Maori Language Week is over. Thank the Lord. It seems to get worse every year. TV1 News is almost incomprehensible now. TV adverts have subtitles. Even the weather is read out in Maori, with a compliant but confused presenter and an even more confused audience.
All of this is in a country that, while promoters of the Maori language want to change the country’s name, cannot even decide on whether the pronunciation should be Aotearoa, Aotearoh or Artro. This is not just minor differences due to regional accents. This is out-and-out elitism from people who pretend they want everyone to learn Maori, but in fact, they want to keep it for themselves, in an elite little club.
Okay. All of that is irritating, annoying but not exactly life changing. If you really need to know what tomorrow’s weather brings, there are plenty of websites where you can read it in English. Stuff’s phone app is still called ‘Puna’ on the Monday after Maori Language Week, but that is nothing more than a good reason to abandon the app altogether. There is no major inconvenience to this, as Stuff is hardly a news site these days, so its readership continues to fall, one by one. No loss.
What is disturbing is that many government departments go much further during Maori Language Week than having everyone greeting each other with ‘Morena’. Some have a programme which can be turned on at will which translates everything – emails, office memos, etc into Maori. It is switched on at the beginning of Maori Language Week and is in place for the entire week.
Now just stop and think about that for a moment. Remember that there are very few competent Maori speakers, even in the public service. These people are trying to do their jobs, reading all instructions and communications in a foreign language. If I sat down at my desk on a Monday morning, opened my emails and immediately faced a page of Swahili, I would not know where to start. Why would it be any different for people in the public service?
So, it means that productivity in many government departments is almost non-existent during Maori Language Week. What a total waste of taxpayer resources.

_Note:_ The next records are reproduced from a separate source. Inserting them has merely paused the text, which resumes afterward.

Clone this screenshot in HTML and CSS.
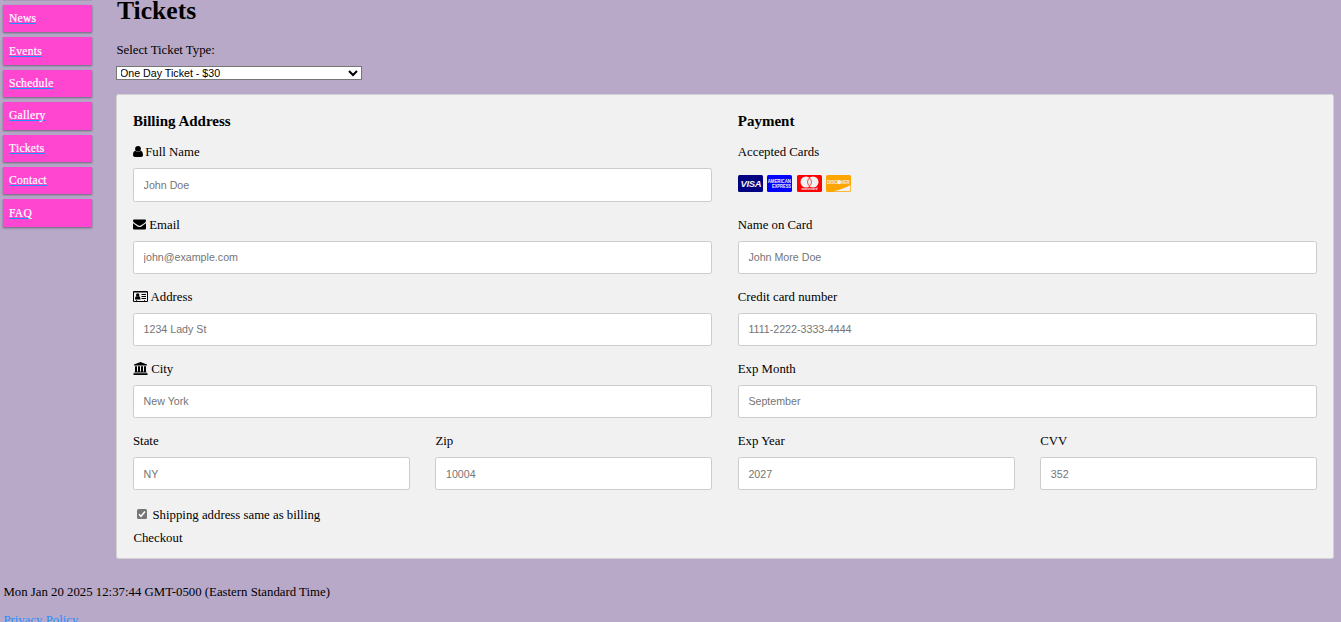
FILE: index.html
```html
<!DOCTYPE html>
<html lang="en">
<head>
  <meta charset="UTF-8">
  <meta name="viewport" content="width=device-width, initial-scale=1.0">
  <title>Tickets</title>
  <link rel="stylesheet" href="styles.css">
</head>
<body>
  <div class="page">
    <nav class="menu">
      <ul>
        <li><a href="#">News</a></li>
        <li><a href="#">Events</a></li>
        <li><a href="#">Schedule</a></li>
        <li><a href="#">Gallery</a></li>
        <li><a href="#">Tickets</a></li>
        <li><a href="#">Contact</a></li>
        <li><a href="#">FAQ</a></li>
      </ul>
    </nav>

    <main class="content">
      <h1>Tickets</h1>
      <label class="type-label" for="ticket">Select Ticket Type:</label>
      <div class="select-box">
        <select id="ticket" name="ticket">
          <option>One Day Ticket - $30</option>
          <option>Two Day Ticket - $50</option>
        </select>
      </div>

      <form class="container">
        <div class="row">
          <div class="col">
            <h3>Billing Address</h3>
            <label for="fname"><svg class="icon user" width="10" height="13" viewBox="0 0 10 13"><circle cx="5" cy="3.800" r="2.900"/><path d="M2.300 5.800Q5 8.400 7.700 5.800Q10 6.200 10 10Q10 12 8 12H2Q0 12 0 10Q0 6.200 2.300 5.800z"/></svg> Full Name</label>
            <input type="text" id="fname" placeholder="John Doe">
            <label for="email"><svg class="icon" width="13" height="13" viewBox="0 0 13 13"><path d="M1 1.500h11q1 0 1 1Q13 4 11.500 5L8 7.300q-1.500 1-3 0L1.500 5Q0 4 0 2.500q0-1 1-1zM0 5.200l4.500 3.200q2 1.200 4 0L13 5.200V10.500q0 1-1 1H1q-1 0-1-1z"/></svg> Email</label>
            <input type="text" id="email" placeholder="john@example.com">
            <label for="adr"><svg class="icon" width="15" height="13" viewBox="0 0 15 13"><path fill-rule="evenodd" d="M1 1h13q1 0 1 1v9q0 1-1 1H1q-1 0-1-1V2q0-1 1-1zM1 2.500v8.500h2v-.700h1v.700h7v-.700h1v.700h2V2.500z"/><circle cx="4.700" cy="4.900" r="1.700"/><path d="M2 9.400q0-3.200 1.500-3.200h2.400q1.500 0 1.500 3.200zM8.500 4h4.500v1H8.500zM8.500 6h4.500v1H8.500zM8.500 8h4.500v1H8.500z"/></svg> Address</label>
            <input type="text" id="adr" placeholder="1234 Lady St">
            <label for="city"><svg class="icon" width="15" height="13" viewBox="0 0 15 13"><path d="M7.500 0L14 2.600v1H1v-1zM2 4.300h2V9.500h1V4.300h2V9.500h1V4.300h2V9.500h1V4.300h2V9.500l.600.400v.700H1.400v-.700L2 9.500zM.500 11.200h14V13H.500z"/></svg> City</label>
            <input type="text" id="city" placeholder="New York">
            <div class="row">
              <div class="col">
                <label for="state">State</label>
                <input type="text" id="state" placeholder="NY">
              </div>
              <div class="col">
                <label for="zip">Zip</label>
                <input type="text" id="zip" placeholder="10004">
              </div>
            </div>
          </div>

          <div class="col">
            <h3>Payment</h3>
            <label>Accepted Cards</label>
            <div class="cards">
              <svg width="25" height="17" viewBox="0 0 25 17">
                <rect width="25" height="17" rx="1.500" fill="navy"/>
                <text class="visa" x="2.500" y="12" textLength="21">VISA</text>
              </svg>
              <svg width="25" height="17" viewBox="0 0 25 17">
                <rect width="25" height="17" rx="1.500" fill="blue"/>
                <text class="amex" x="0.700" y="7.800" textLength="23.300" lengthAdjust="spacingAndGlyphs">AMERICAN</text>
                <text class="amex" x="5" y="12.800" textLength="19" lengthAdjust="spacingAndGlyphs">EXPRESS</text>
              </svg>
              <svg width="25" height="17" viewBox="0 0 25 17">
                <rect width="25" height="17" rx="1.500" fill="red"/>
                <circle cx="9" cy="7" r="5.500" fill="#f1f1f1"/>
                <circle cx="16" cy="7" r="5.500" fill="#f1f1f1"/>
                <path d="M12.500 2.800q-4 4.200 0 8.400q4-4.200 0-8.400z" fill="#f1f1f1" stroke="red" stroke-width=".7"/>
                <text class="tiny" x="4.500" y="15.400" textLength="16">mastercard</text>
              </svg>
              <svg width="25" height="17" viewBox="0 0 25 17">
                <rect width="25" height="17" rx="1.500" fill="orange"/>
                <path d="M24.300 10v6.300H7Q17 14.500 24.300 10z" fill="#f1f1f1"/>
                <text class="disc" x="1" y="8.900" textLength="22.500" lengthAdjust="spacingAndGlyphs">DISCOVER</text>
                <circle cx="13" cy="7.200" r="2" fill="#f1f1f1"/>
              </svg>
            </div>
            <label for="cname">Name on Card</label>
            <input type="text" id="cname" placeholder="John More Doe">
            <label for="ccnum">Credit card number</label>
            <input type="text" id="ccnum" placeholder="1111-2222-3333-4444">
            <label for="expmonth">Exp Month</label>
            <input type="text" id="expmonth" placeholder="September">
            <div class="row">
              <div class="col">
                <label for="expyear">Exp Year</label>
                <input type="text" id="expyear" placeholder="2027">
              </div>
              <div class="col">
                <label for="cvv">CVV</label>
                <input type="text" id="cvv" placeholder="352">
              </div>
            </div>
          </div>
        </div>
        <label class="same">
          <span class="check"><svg width="10" height="10" viewBox="0 0 10 10"><rect width="10" height="10" rx="1.500" fill="#767676"/><path d="M2 5.300l2 2L8 2.500" fill="none" stroke="#fff" stroke-width="1.500"/></svg></span>
          Shipping address same as billing
        </label>
        <div class="checkout">Checkout</div>
      </form>
    </main>
  </div>

  <footer>
    <p>Mon Jan 20 2025 12:37:44 GMT-0500 (Eastern Standard Time)</p>
    <a href="#">Privacy Policy</a>
  </footer>
</body>
</html>
```

FILE: styles.css
```css
* {
  box-sizing: border-box;
}
body {
  margin: 0;
  height: 622px;
  overflow: hidden;
  background-color: #b8a9c9;
  color: black;
  font-family: "Liberation Serif", "Times New Roman", serif;
  font-size: 12.8px;
  line-height: 15px;
}
.page {
  display: flex;
  height: 559px;
}
.menu {
  width: 116px;
  padding: 5px 24px 0 3px;
  /* bottom edge of the item above */
  background: linear-gradient(#9f90ae, #b8a9c9) 3px 0 / 89px 1.5px no-repeat;
}
.menu ul {
  margin: 0;
  padding: 0;
  list-style: none;
}
.menu li {
  height: 27.4px;
  margin-bottom: 5px;
  padding: 8.2px 6px 0;
  background-color: #ff46d1;
  font-size: 11.5px;
  box-shadow: 0 1px 2.4px rgba(0, 0, 0, 0.2), 0 1px 1.6px rgba(0, 0, 0, 0.24);
}
.menu a {
  display: inline-block;
  vertical-align: top;
  border-bottom: 1px solid dodgerblue;
  color: white;
  letter-spacing: 0.3px;
  line-height: 10px;
  text-decoration: none;
  -webkit-text-stroke: 0.2px white;
}
.content {
  width: 1218px;
}
h1 {
  margin: -4px 0 18px 1px;
  font-size: 25.6px;
  line-height: 29px;
}
.type-label {
  display: block;
  margin-bottom: 8px;
  padding-left: 0.4px;
}
.select-box {
  width: 246px;
  height: 14px;
  overflow: hidden;
  border: 1px solid #767676;
  background-color: white;
}
select {
  display: block;
  width: 100%;
  height: 16px;
  margin-top: -2px;
  padding: 0;
  border: 0;
  border-radius: 0;
  background-color: white;
  font-family: "Liberation Sans", Arial, sans-serif;
  font-size: 10.67px;
  text-indent: -1px;
}
.container {
  height: 465px;
  margin-top: 14px;
  padding: 4px 16px 12px;
  background-color: #f1f1f1;
  border: 1px solid lightgrey;
  border-radius: 2.4px;
}
.row {
  display: flex;
  gap: 25.6px;
}
.col {
  flex: 1;
  min-width: 0;
}
h3 {
  margin: 13.5px 0 15px;
  font-size: 15px;
  line-height: 17px;
}
.col label {
  display: block;
  height: 15px;
  margin-bottom: 8px;
  white-space: nowrap;
}
.icon {
  vertical-align: -2px;
}
.user {
  margin-right: -1px;
}
input {
  display: block;
  width: 100%;
  height: 33.2px;
  margin-bottom: 16px;
  padding: 9.6px;
  border: 1px solid #ccc;
  border-radius: 2.4px;
  font-family: "Liberation Sans", Arial, sans-serif;
  font-size: 10.67px;
}
#fname {
  height: 34px;
}
.cards {
  display: flex;
  gap: 4.5px;
  height: 50px;
  padding-top: 7.5px;
}
.cards text {
  fill: #f1f1f1;
  font-family: "Liberation Sans", Arial, sans-serif;
  font-weight: bold;
}
.cards .visa {
  font-size: 9.5px;
  font-style: italic;
}
.cards .amex {
  font-size: 5px;
}
.cards .tiny {
  font-size: 3px;
}
.cards .disc {
  font-size: 4.6px;
}
.same {
  display: flex;
  margin-top: 2px;
}
.check {
  width: 19.5px;
  padding-left: 4px;
}
.checkout {
  margin-top: 8px;
  padding-left: 0.4px;
}
footer {
  padding: 25.5px 3.4px 0;
}
footer p {
  margin: 0 0 13px;
}
footer a {
  color: dodgerblue;
}
```
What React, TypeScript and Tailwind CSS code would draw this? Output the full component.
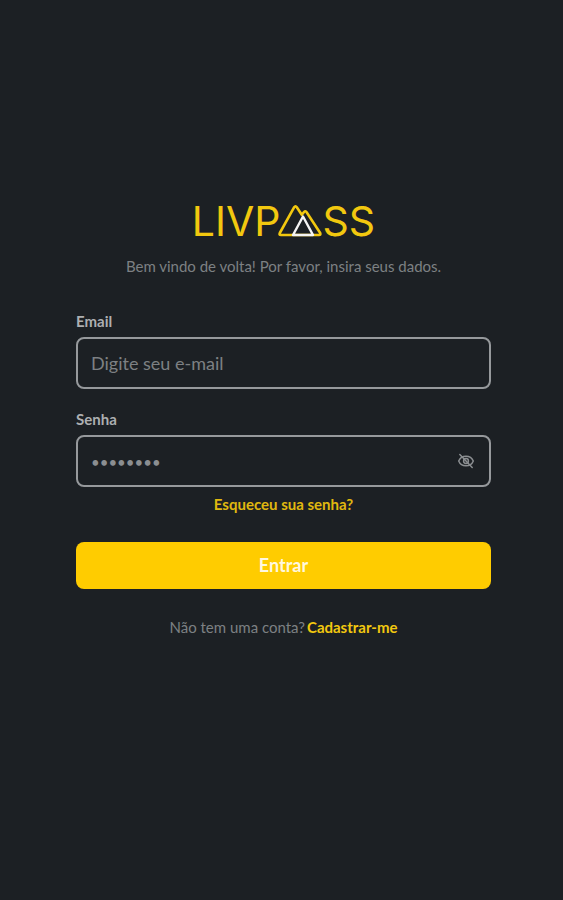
import React, { useState } from 'react';

const inputClass =
  'w-full h-[52px] rounded-lg border-2 border-[#96999c] bg-transparent pl-[13px] pr-12 text-[18px] text-[#8b8e91] placeholder:text-[#7d8083] outline-none focus:border-[#ffcc00]';

const labelClass = 'text-[15px] leading-5 font-bold text-[#adafb1]';

function PeaksIcon() {
  return (
    <svg viewBox="0 0 46 34" className="-ml-1 h-[34px] w-[46px]" fill="none" strokeLinejoin="round" aria-hidden="true">
      <path
        d="M17.2 3.200Q18.500 1.200 19.800 3.200L24.800 10.800L27 8Q28.400 6.400 29.600 8.200L43.200 29Q44 31 42 31H4Q1.800 31 2.800 29Z"
        stroke="#f2c80f"
        strokeWidth="2.6"
      />
      <path d="M26 12.500L36 31H16Z" stroke="#f4f4f4" strokeWidth="2.400" />
    </svg>
  );
}

function EyeOffIcon() {
  return (
    <svg viewBox="0 0 18 16" className="h-4 w-[18px]" fill="none" stroke="currentColor" strokeWidth="1.5" strokeLinecap="round" aria-hidden="true">
      <path d="M1.700 8C3 4.800 5.800 3.200 9 3.200s6 1.600 7.300 4.800C15 11.200 12.200 12.800 9 12.800S3 11.200 1.700 8Z" />
      <circle cx="9" cy="8" r="2.400" />
      <path d="M2.800 1.500L15.200 14.500" />
    </svg>
  );
}

export default function App() {
  const [showPassword, setShowPassword] = useState(false);

  return (
    <main className="min-h-screen bg-[#1c2024] pl-[76px] pr-[72px] pt-[200px] pb-16 font-['Lato',sans-serif]">
      <h1 className="flex items-center justify-center font-['Inter',sans-serif] text-[41px] leading-[42px] text-[#f2c80f]">
        <span>LIVP</span>
        <PeaksIcon />
        <span>SS</span>
      </h1>
      <p className="mt-[14px] text-center text-[15px] leading-5 text-[#7d8083]">
        Bem vindo de volta! Por favor, insira seus dados.
      </p>

      <form className="mt-[35px] flex flex-col" onSubmit={(e) => e.preventDefault()}>
        <label htmlFor="email" className={labelClass}>Email</label>
        <input id="email" type="email" placeholder="Digite seu e-mail" className={`${inputClass} mt-[6px]`} />

        <label htmlFor="password" className={`${labelClass} mt-5`}>Senha</label>
        <div className="relative mt-[6px]">
          <input
            id="password"
            type={showPassword ? 'text' : 'password'}
            placeholder="••••••••"
            className={`${inputClass} placeholder:text-[15px] placeholder:text-[#8b8e91]`}
          />
          <button
            type="button"
            onClick={() => setShowPassword(!showPassword)}
            aria-label="Mostrar senha"
            className="absolute inset-y-0 right-4 flex items-center text-[#8b8e91]"
          >
            <EyeOffIcon />
          </button>
        </div>

        <a href="#" className="mt-[7px] self-center text-[15px] leading-5 font-bold text-[#e0b90f]">
          Esqueceu sua senha?
        </a>

        <button type="submit" className="mt-7 h-[47px] rounded-lg bg-[#ffcc00] text-[18px] font-bold text-[#fff8df]">
          Entrar
        </button>
      </form>

      <p className="mt-7 flex justify-center gap-[2px] text-[15px] leading-5 text-[#7d8083]">
        <span>Não tem uma conta?</span>
        <a href="#" className="font-bold text-[#f2c80f]">Cadastrar-me</a>
      </p>
    </main>
  );
}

This is no way to learn a language. Most people know a few words of Maori, some more than others. But to have to carry out a week’s work without proper access to English in an English speaking country is madness. If people want to learn Maori, they usually enrol in Maori language classes. Reading office memos without understanding a word is no way to develop one’s language skills.
I understand that this facility can be turned off, but it is not simply a matter of pressing a button on your keyboard. A request has to be made to the IT Department before an employee can go back to an English presentation of internal communications. Many people do not want to be seen as standing out from the pack. So they struggle on for the entire week, getting nothing done at all.
The potential for mistakes, errors and miscommunications is huge. I know of two government departments who do this, and I assume that others do too. Let us just speculate for a moment about how badly this policy could turn out.
What if it is used in the Department of Health, in the middle of a pandemic? Instructions are passed down from the ministry to the DHBs in Maori. This could affect supply chains, medicine stocks, reordering of equipment. The potential for disaster is extreme. What about similar consequences in departments such as police, energy, education, where people are already falling over themselves to outwoke each other? No doubt local councils employ a similar system, as they too are grossly woke organisations. A lot could go wrong and the consequences could be serious.
I’m speculating because the only government departments I know that do this are more of the penpushing variety, but it is not hard to imagine how badly things could go wrong. Imagine if an administrator with insufficient knowledge of Maori misreads the day of the week on an internal memo and books a department head on a flight to Christchurch the day after he is meant to attend a meeting there. Okay, this is not life threatening, but it is disruptive and expensive. And that is at the lower end of things that could happen as a result of this policy.
The consequences of Maori Language Week are far reaching in some quarters, and could in fact cause problems in the workplace which could have disastrous outcomes. It is time to bring this nonsense to an end. Those who wish to speak Maori should be allowed to speak Maori. Forcing it down everyone’s throats, whether they can understand it or not, is damaging, destructive and potentially dangerous.